En psychologie, restauration du moi ; souci d’une théorie de la connaissance. « Le système d’Herbert Spencer, écrit M. Guéroult, l’idée d’une harmonie s’établissant peu à peu entre le moi et le monde extérieur, sous l’influence de contacts, de frottements mutuels et incessamment répétés, devient l’une des hypothèses les plus satisfaisantes et les plus grandioses qui aient jamais été proposées pour expliquer l’évolution, le progrès dans l’univers.
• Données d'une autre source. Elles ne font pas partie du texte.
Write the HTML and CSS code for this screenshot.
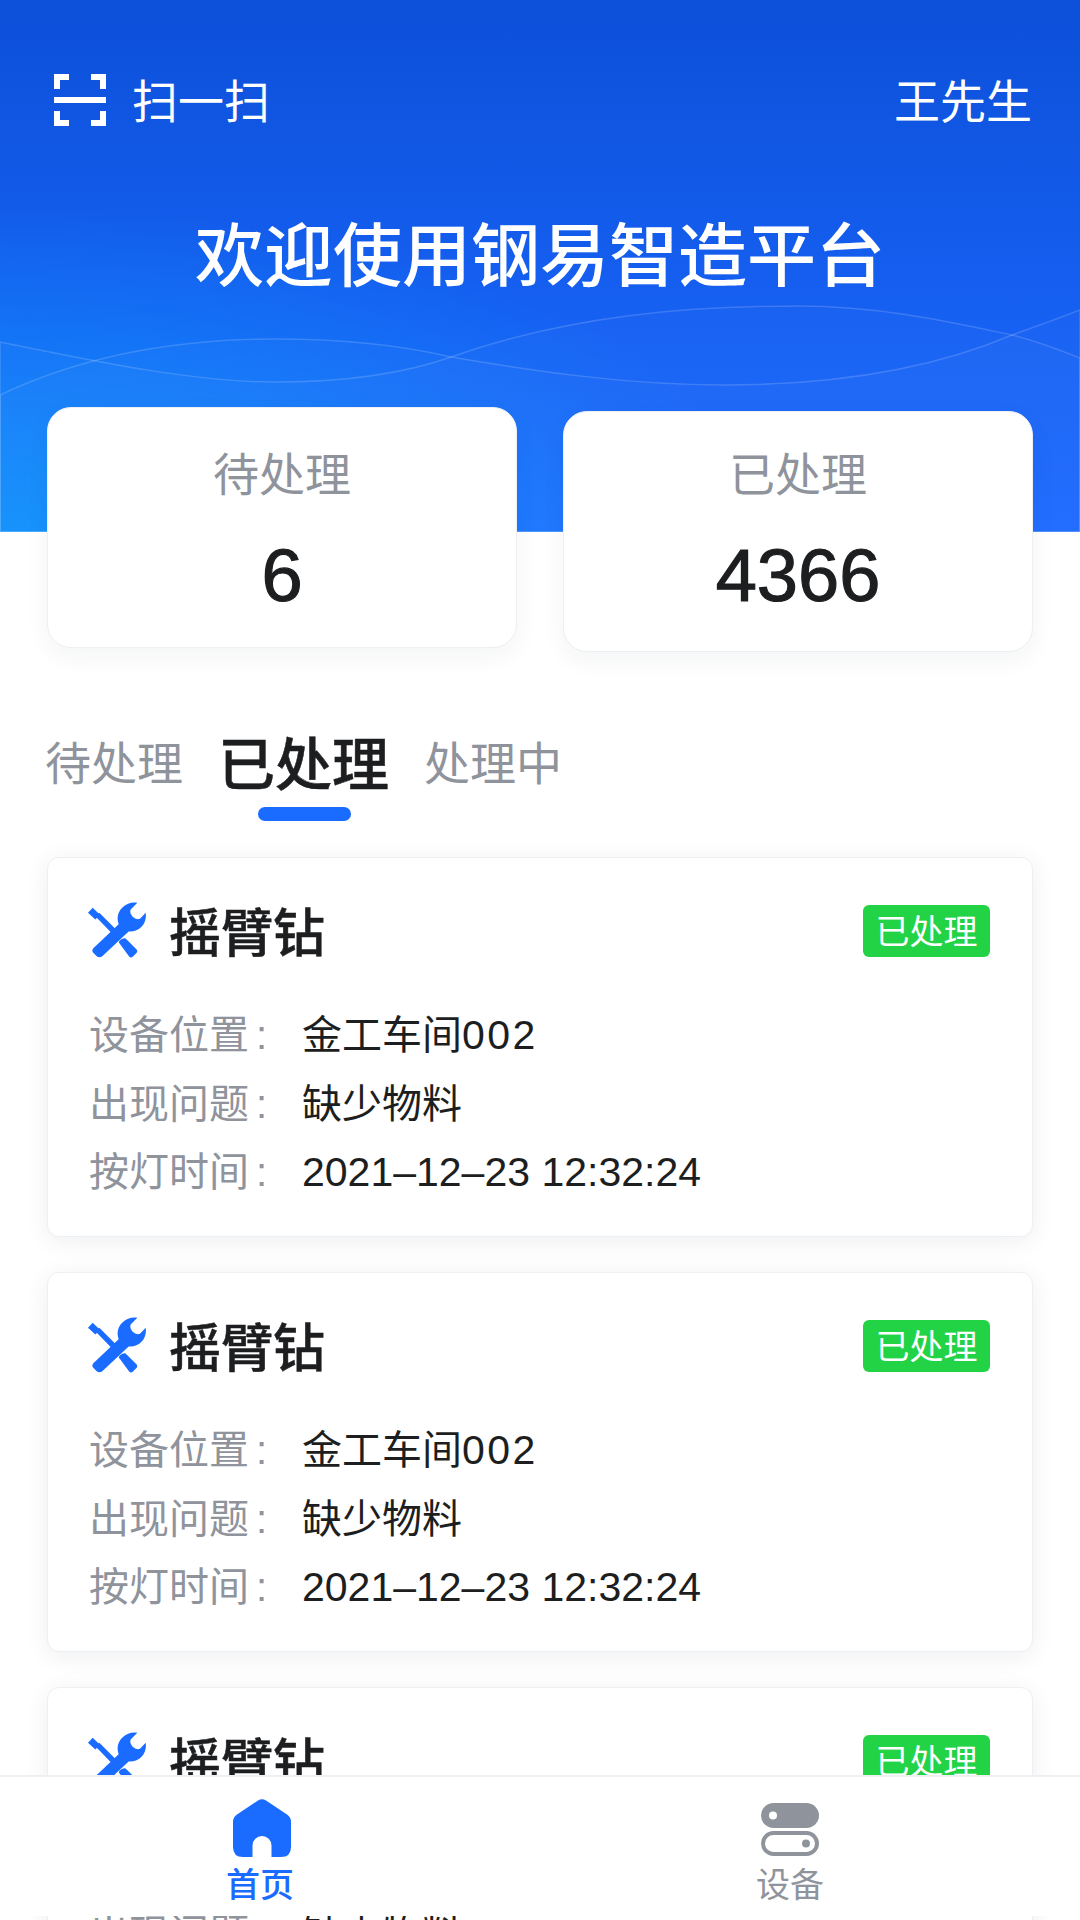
FILE: index.html
```html
<!DOCTYPE html>
<html lang="zh-CN">
<head>
    <meta charset="UTF-8">
    <meta name="viewport" content="width=device-width, initial-scale=1.0">
    <title>钢易智造平台</title>
    <link rel="stylesheet" href="styles.css">
</head>
<body>
    <div class="wrap">
        <div class="top">
            <svg class="waves" viewBox="0 0 1080 532" preserveAspectRatio="none">
                <path class="wave" d="M0 342C90 360 190 382 275 382C340 382 400 375 451 357C570 315 690 306 799 306C880 306 950 322 1012 335C1040 342 1060 350 1080 358V532H0Z"/>
                <path class="wave" d="M0 395C90 352 190 339 275 339C340 339 400 345 451 357C540 372 630 385 723 385C830 385 930 370 1012 335C1040 325 1060 318 1080 310V532H0Z"/>
            </svg>
            <div class="top-bar">
                <div class="scan">
                    <svg class="scan-icon" viewBox="0 0 52 52">
                        <path d="M15 3H3V15M37 3H49V15M15 49H3V37M37 49H49V37" fill="none" stroke="#fff" stroke-width="6"/>
                        <rect x="0" y="23" width="52" height="6" fill="#fff"/>
                    </svg>
                    <span>扫一扫</span>
                </div>
                <span>王先生</span>
            </div>
            <h1 class="welcome">欢迎使用钢易智造平台</h1>
        </div><!--top-->

        <div class="stats">
            <div class="stat">
                <div class="stat-name">待处理</div>
                <div class="stat-num">6</div>
            </div>
            <div class="stat stat-low">
                <div class="stat-name">已处理</div>
                <div class="stat-num">4366</div>
            </div>
        </div><!--stats-->

        <div class="tabs">
            <span class="tab">待处理</span>
            <span class="tab on">已处理</span>
            <span class="tab">处理中</span>
        </div>

        <div class="list">
            <div class="card">
                <div class="card-head">
                    <svg class="tool-icon" viewBox="55 38 180 170"><use href="#tool"/></svg>
                    <strong class="card-name">摇臂钻</strong>
                    <span class="badge">已处理</span>
                </div>
                <div class="row"><span class="row-key">设备位置<i>:</i></span><span>金工车间<b class="row-num">002</b></span></div>
                <div class="row"><span class="row-key">出现问题<i>:</i></span><span>缺少物料</span></div>
                <div class="row"><span class="row-key">按灯时间<i>:</i></span><span class="row-date">2021–12–23 12:32:24</span></div>
            </div>
            <div class="card">
                <div class="card-head">
                    <svg class="tool-icon" viewBox="55 38 180 170"><use href="#tool"/></svg>
                    <strong class="card-name">摇臂钻</strong>
                    <span class="badge">已处理</span>
                </div>
                <div class="row"><span class="row-key">设备位置<i>:</i></span><span>金工车间<b class="row-num">002</b></span></div>
                <div class="row"><span class="row-key">出现问题<i>:</i></span><span>缺少物料</span></div>
                <div class="row"><span class="row-key">按灯时间<i>:</i></span><span class="row-date">2021–12–23 12:32:24</span></div>
            </div>
            <div class="card">
                <div class="card-head">
                    <svg class="tool-icon" viewBox="55 38 180 170"><use href="#tool"/></svg>
                    <strong class="card-name">摇臂钻</strong>
                    <span class="badge">已处理</span>
                </div>
                <div class="row"><span class="row-key">设备位置<i>:</i></span><span>金工车间<b class="row-num">002</b></span></div>
                <div class="row"><span class="row-key">出现问题<i>:</i></span><span>缺少物料</span></div>
                <div class="row"><span class="row-key">按灯时间<i>:</i></span><span class="row-date">2021–12–23 12:32:24</span></div>
            </div>
        </div><!--list-->

        <div class="nav">
            <div class="nav-item on">
                <svg class="nav-icon" viewBox="0 0 58 58">
                    <path fill="#1a6bff" d="M25 1.5Q29 -1 33 1.5L54 15.5Q58 18 58 23V48Q58 58 48 58H38.500V46.500A9.500 9.500 0 0 0 19.500 46.500V58H10Q0 58 0 48V23Q0 18 4 15.500Z"/>
                </svg>
                <span>首页</span>
            </div>
            <div class="nav-item">
                <svg class="nav-icon" viewBox="0 0 58 58">
                    <rect x="0" y="4" width="58" height="25" rx="12.500" fill="#8f939c"/>
                    <circle cx="12" cy="16.500" r="4" fill="#fff"/>
                    <rect x="2" y="34" width="54" height="21" rx="10.500" fill="none" stroke="#8f939c" stroke-width="4"/>
                    <circle cx="45" cy="44.500" r="4" fill="#8f939c"/>
                </svg>
                <span>设备</span>
            </div>
        </div><!--nav-->
    </div><!--wrap-->

    <svg class="defs" width="0" height="0">
        <defs>
            <g id="tool" fill="#1a6bff">
                <path d="M58 70L72 55L94 76L80 90Z"/>
                <path d="M80 80L92 70L140 118L128 130Z"/>
                <path d="M150 158Q156 146 170 146L204 180Q208 185 204 190L192 202Q187 206 182 202Z"/>
                <path d="M206 40L186 60Q182 72 192 82Q202 92 214 88L231 70C236 100 215 128 180 126L100 201Q92 206 84 200L74 190Q68 184 74 176L150 104C136 68 170 34 206 40Z"/>
            </g>
        </defs>
    </svg>
</body>
</html>
```

FILE: styles.css
```css
*{
    margin : 0;
    padding : 0;
    box-sizing : border-box;
}
html, body{
    width : 1080px;
    height : 1920px;
    overflow : hidden;
    background-color : #fff;
}
body{
    font-family : "Liberation Sans", "Noto Sans CJK SC", sans-serif;
    color : #1d1e20;
}
.wrap{
    position : relative;
    height : 1920px;
    overflow : hidden;
}
.defs{
    position : absolute;
}

/* top blue area */
.top{
    position : relative;
    height : 532px;
    padding : 66px 48px 0 54px;
    color : #fff;
    background : radial-gradient(ellipse 760px 330px at 0 532px, #0f8ffb 0%, rgba(15,143,251,0) 100%),
                linear-gradient(180deg, #0c50d9 0%, #1660f2 60%, #1b6aff 100%);
}
.waves{
    position : absolute;
    left : 0;
    top : 0;
    width : 1080px;
    height : 532px;
}
.wave{
    fill : rgba(255,255,255,.018);
    stroke : rgba(255,255,255,.16);
    stroke-width : 1.5;
}
.top-bar{
    position : relative;
    display : flex;
    justify-content : space-between;
    align-items : center;
    height : 64px;
    font-size : 46px;
}
.scan{
    display : flex;
    align-items : center;
    gap : 26px;
}
.scan-icon{
    width : 52px;
    height : 52px;
    margin-top : 4px;
}
.welcome{
    position : relative;
    margin-top : 78px;
    margin-left : -6px;
    text-align : center;
    font-size : 69px;
    font-weight : 500;
    line-height : 100px;
}

/* two count cards */
.stats{
    position : relative;
    display : flex;
    align-items : flex-start;
    justify-content : space-between;
    padding : 0 47px;
    margin-top : -125px;
}
.stat{
    width : 470px;
    height : 241px;
    padding-top : 35px;
    background-color : #fff;
    border : 1px solid #eeeff3;
    border-radius : 24px;
    box-shadow : 0 8px 24px rgba(20,30,60,.05);
    text-align : center;
}
.stat-low{
    margin-top : 4px;
    padding-top : 31px;
}
.stat-name{
    line-height : 64px;
    font-size : 46px;
    color : #8f939c;
}
.stat-num{
    margin-top : 24px;
    line-height : 90px;
    font-size : 74px;
    -webkit-text-stroke : 1.2px #1d1e20;
}

/* tabs */
.tabs{
    display : flex;
    align-items : center;
    gap : 35px;
    margin-top : 68px;
    padding-left : 45px;
    height : 80px;
    font-size : 46px;
    color : #8f939c;
}
.tab.on{
    position : relative;
    font-size : 57px;
    font-weight : 500;
    color : #1d1e20;
    -webkit-text-stroke : .5px #1d1e20;
}
.tab.on::after{
    content : "";
    position : absolute;
    left : 40px;
    bottom : -20px;
    width : 93px;
    height : 14px;
    border-radius : 7px;
    background-color : #1a6bff;
}

/* list */
.list{
    display : flex;
    flex-direction : column;
    gap : 35px;
    margin-top : 57px;
    padding : 0 47px;
}
.card{
    height : 380px;
    padding : 42px 42px 0 41px;
    background-color : #fff;
    border : 1px solid #eeeff3;
    border-radius : 12px;
    box-shadow : 0 4px 24px rgba(20,30,60,.07);
}
.card-head{
    display : flex;
    align-items : center;
    height : 60px;
    margin-bottom : 41px;
}
.tool-icon{
    width : 60px;
    height : 57px;
    margin-left : -2px;
    flex-shrink : 0;
}
.card-name{
    margin-left : 22px;
    margin-top : -2px;
    font-size : 52px;
    font-weight : 500;
    -webkit-text-stroke : .5px #1d1e20;
}
.badge{
    margin-left : auto;
    margin-top : 2px;
    width : 127px;
    height : 52px;
    line-height : 54px;
    text-align : center;
    font-size : 34px;
    color : #fff;
    background-color : #22d345;
    border-radius : 6px;
}
.row{
    display : flex;
    height : 68.500px;
    line-height : 68.500px;
    font-size : 40px;
}
.row-key{
    width : 213px;
    color : #8f939c;
}
.row-key i{
    margin-left : 7px;
    font-style : normal;
}
.row-num{
    font-weight : 400;
    font-size : 41px;
    letter-spacing : 2.500px;
}
.row-date{
    font-size : 41px;
}

/* bottom nav */
.nav{
    position : absolute;
    left : 0;
    right : 0;
    bottom : 4px;
    height : 141px;
    display : flex;
    gap : 446px;
    padding-left : 218px;
    padding-top : 22px;
    background-color : #fff;
    border-top : 2px solid #eeeff3;
}
.nav-item{
    width : 84px;
    display : flex;
    flex-direction : column;
    align-items : center;
    font-size : 34px;
    line-height : 56px;
    color : #8f939c;
}
.nav-item.on{
    color : #1a6bff;
    font-weight : 500;
}
.nav-item.on .nav-icon{
    margin-left : 3px;
}
.nav-icon{
    width : 58px;
    height : 58px;
    flex-shrink : 0;
}
```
Mais c’est à la condition de ne pas ôter toute signification aux termes employés, au moi, au monde extérieur, à la sensation qui forme le lien entre eux », p. 64. Bref, il convient d’accepter « les conditions métaphysiques de la perception et de la sensation établies par le sens commun, par la langue, et confirmées par l’analyse de Kant, p. 65. Mais comment expliquer alors toute une catégorie de faits aujourd’hui incontestables, comment attribuer à l’action du moi conscient, permanent de l’ancienne école, les actions réflexes, le travail inconscient de l’instinct, de la mémoire, la double conscience, etc., etc. ? M. Guéroult pose lui-même l’objection, et il pense qu’elle peut être levée au moyen d’une hypothèse fournie par la théorie des Colonies animales, de Perrier. Rien n’empêcherait « de supposer, dans la vie intellectuelle et mentale, aussi bien que dans la vie corporelle, une association d’organismes, je dirai de moi de même famille, de même nature, groupés suivant un ordre hiérarchique », p. 63 ; les organismes « en sous-ordre pouvant raisonner, agir pour leur compte, avoir conscience de leurs actes ; actes, raisonnements, conscience, auxquels le moi supérieur reste aussi complètement étranger que s’il s’agissait d’une autre personne », p. 70.

En mathématiques, la critique des systèmes à n dimensions l’amène à écrire qu’ « il y a donc dans le concept d’espace quelque chose d’autre que les relations mutuelles de trois variables continues », un quelque chose qui ne saurait « prendre naissance par la coordination d’un nombre quelconque de variables », p. 235.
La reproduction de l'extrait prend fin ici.